美食の町として有名なスペインのサンセバスチャン。きっと多くの人が、この地名を耳にしただけで”おいしい”イメージを連想させるはずだ。ここのウニは、間違いなく世界一の品質だ。名実ともに世界に認められるブランドに押し上げ、“世界に誇るウニの町”といったように、サンセバスチャンのような僕たちにしかできない世界観を醸成したい。”日本や岩手の中の洋野町”ではなく、”世界の中の洋野町”として、ここから世界に挑戦し、稼げる水産業のモデルと住民が誇りをもてる町をつくってみせる。そう決意を新たにしているところだ。
あの原風景を、もう一度見たい
僕がまだ幼少期の頃、海で遊びながら地域の人たちと楽しく暮らしていた光景は、人口が流出していく中で今は見られなくなってしまった。あの原風景を、僕らの世代でもう一度取り戻したい。それが、僕にとっての大きな原動力の1つになっている。
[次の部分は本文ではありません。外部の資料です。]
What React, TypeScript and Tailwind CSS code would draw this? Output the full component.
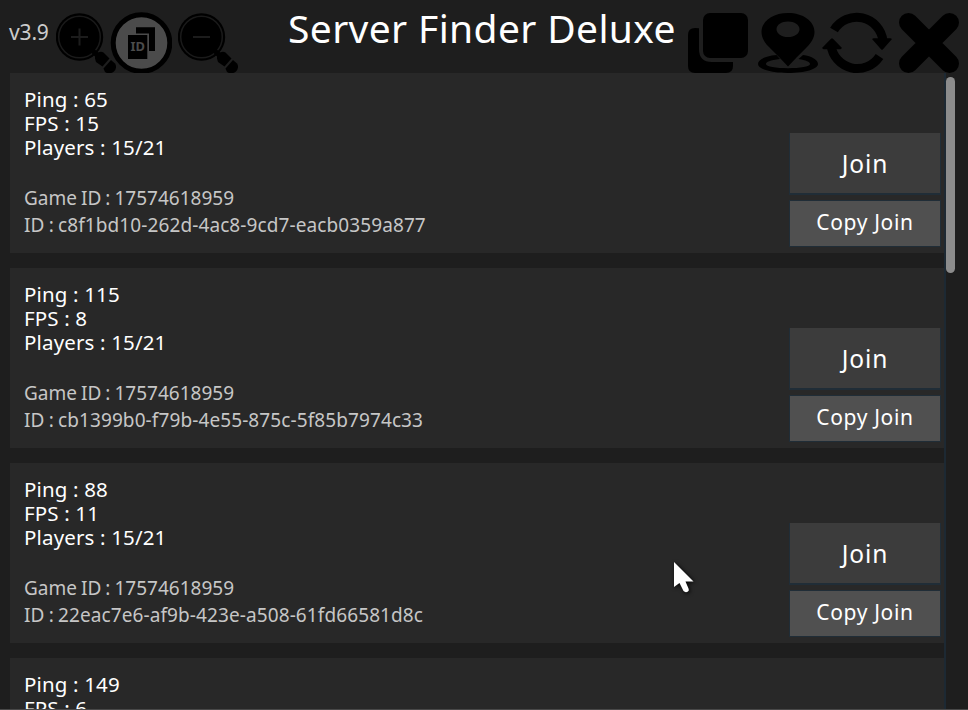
import React from "react";

const servers = [
  { ping: "65", fps: "15", id: "c8f1bd10-262d-4ac8-9cd7-eacb0359a877" },
  { ping: "115", fps: "8", id: "cb1399b0-f79b-4e55-875c-5f85b7974c33" },
  { ping: "88", fps: "11", id: "22eac7e6-af9b-423e-a508-61fd66581d8c" },
  { ping: "149", fps: "6", id: "" },
];

function Magnifier({ plus }: { plus?: boolean }) {
  return (
    <svg className="h-[60px] w-[60px] shrink-0" viewBox="0 0 60 60">
      <circle cx="23.5" cy="24" r="23.7" fill="#000" />
      <circle cx="23.5" cy="24" r="20.8" fill="none" stroke="#1a1a1a" strokeWidth="1.5" />
      <path d="M36 37L42 43" stroke="#000" strokeWidth="5" />
      <path d="M39 45.5Q38.500 42 42 39.500Q45 38 47.500 39.500L53.500 45.500L46.500 53.500L40 49Z" fill="#000" />
      <path d="M55 47L59 50.500Q61.500 54.500 58 58.500Q53 62 49 59L47.500 55.500Z" fill="#000" />
      <path d={plus ? "M15 24h17M23.500 15.500v17" : "M15 24h17"} stroke="#1c1c1c" strokeWidth="2" />
    </svg>
  );
}

function IdIcon() {
  return (
    <svg className="h-[62px] w-[62px] shrink-0" viewBox="0 0 62 62">
      <circle cx="31.500" cy="31" r="28.300" fill="#4b4b4b" stroke="#000" strokeWidth="5" />
      <path d="M26 15.300H45V39H39V21.500H26Z" fill="#000" />
      <path d="M18 23H37.300V47H18Z" fill="#000" />
      <text x="20.500" y="38.800" textLength="14.500" lengthAdjust="spacingAndGlyphs" className="text-[12.500px] font-bold" fill="#4b4b4b">ID</text>
    </svg>
  );
}

function Header() {
  return (
    <header className="flex h-[73px] items-start">
      <div className="ml-[9px] mt-[18px] w-[47px] text-[21px] leading-7 tracking-[-0.15px] text-[#cccccc]">v3.9</div>
      <div className="mt-[13px]"><Magnifier plus /></div>
      <div className="-ml-[6px] mt-[12px]"><IdIcon /></div>
      <div className="ml-[6px] mt-[13px]"><Magnifier /></div>
      <h1 className="-mt-px ml-[50px] w-[400px] whitespace-nowrap text-[39px] leading-[58px] tracking-[0.36px] text-white">Server Finder Deluxe</h1>
      <svg className="mt-[13px] h-[60px] w-[60px] shrink-0" viewBox="0 0 60 60">
        <rect x="15" width="45" height="45" rx="7" />
        <path d="M11 15.200V36Q11 49 24 49H45V53Q45 60 38 60H7Q0 60 0 53V22Q0 15 7 15Z" />
      </svg>
      <svg className="ml-[10px] mt-[13px] h-[60px] w-[60px] shrink-0" viewBox="0 0 60 60">
        <path fillRule="evenodd" d="M30 0C15 0 3.500 8 3.500 19C3.500 25 7 30 11 34L21 44L30 53.500L39 44L49 34C53 30 56.500 25 56.500 19C56.500 8 45 0 30 0ZM30 8.500C36.500 8.500 41.500 11.800 41.500 16.200S36.500 24 30 24S18.500 20.500 18.500 16.200S23.500 8.500 30 8.500Z" />
        <path d="M18.500 42C6 43 0 47 0 51C0 56 13 60 30 60S60 56 60 51C60 47 54 43 45 42L40.500 46C48 47 52 49 52 51C52 53.500 42 55.200 30 55.200S8 53.500 8 51C8 49 12 47 22 46Z" />
      </svg>
      <svg className="ml-[4px] mt-[12px] h-[62px] w-[70px] shrink-0" viewBox="0 0 70 62">
        <path d="M12 18A26.500 26.500 0 0 1 61 29" fill="none" stroke="#000" strokeWidth="9" />
        <path d="M57.500 44.500A26.500 26.500 0 0 1 9 33" fill="none" stroke="#000" strokeWidth="9" />
        <path d="M50 27L51.500 26.200H68.500L70 27L61 37.200Q60 38.300 59 37.200ZM0 36L1.500 37.200H18.500L20 36L11 26.800Q10 25.700 9 26.800Z" />
      </svg>
      <svg className="ml-[7px] mt-[13px] h-[60px] w-[60px] shrink-0" viewBox="0 0 60 60">
        <path d="M9.500 9.500L50.500 50.500M50.500 9.500L9.500 50.500" stroke="#000" strokeWidth="19" strokeLinecap="round" />
      </svg>
    </header>
  );
}

function Card({ ping, fps, id }: { ping: string; fps: string; id: string }) {
  return (
    <section className="flex h-[180px] w-[934px] shrink-0 justify-between bg-[#282828]">
      <div className="ml-[14px] pt-[14px]">
        <div className="text-[20.500px] leading-6 tracking-[0.15px] text-white">
          <p>Ping : {ping}</p>
          <p>FPS : {fps}</p>
          <p>Players : 15/21</p>
        </div>
        <div className="mt-[26px] text-[19px] leading-[27px] text-[#c6c6c6] [word-spacing:-0.9px]">
          <p>Game ID : 17574618959</p>
          <p className="tracking-[0.100px]">ID : {id}</p>
        </div>
      </div>
      <div className="mr-1 mt-[60px] flex w-[150px] flex-col text-white">
        <button className="h-[60px] bg-[#3c3c3c] text-[24.500px] leading-[61px] tracking-[0.900px] shadow-[0_1px_0_1px_#202d37]">Join</button>
        <button className="mt-2 h-[45px] bg-[#505050] pb-[2px] text-[21px] leading-[43px] tracking-[0.650px] shadow-[0_0_0_1px_#202d37]">Copy Join</button>
      </div>
    </section>
  );
}

export default function App() {
  return (
    <main className="relative h-[710px] w-[968px] overflow-hidden bg-[#1e1e1e] font-['Noto_Sans','Open_Sans',sans-serif]">
      <Header />
      <div className="ml-[10px] flex h-[636px] overflow-hidden">
        <div className="flex w-[936px] flex-col gap-[15px] border-r-2 border-[#1d2933]">
          {servers.map((s) => <Card key={s.ping} {...s} />)}
        </div>
        <div className="mt-1 h-[196px] w-[9px] rounded-full bg-[#8c8c8c]" />
      </div>
      <div className="h-px bg-[#484848]" />
      <svg className="absolute left-[668px] top-[557px] h-[44px] w-[32px]" viewBox="0 0 32 44">
        <path d="M6 5V30L11.500 26L15.500 34Q17.500 36 20 34.500Q21.500 33.500 20.500 31.500L17.500 24.500H25.500Z" fill="#fff" className="drop-shadow-[1px_1px_2px_#000]" />
      </svg>
    </main>
  );
}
曽祖父がアワビを海外に売り、地域の人たちが誇りをもてたような時代を取り戻せれば、きっと次の世代を担う子どもたちが、また海で遊ぶような姿が見られるようになるはずだ。衰退の流れを断ち切り、町の人たちが地元に誇りをもって生きられるような場所へ。僕はこの町で、そんな新しい時代をつくっていく。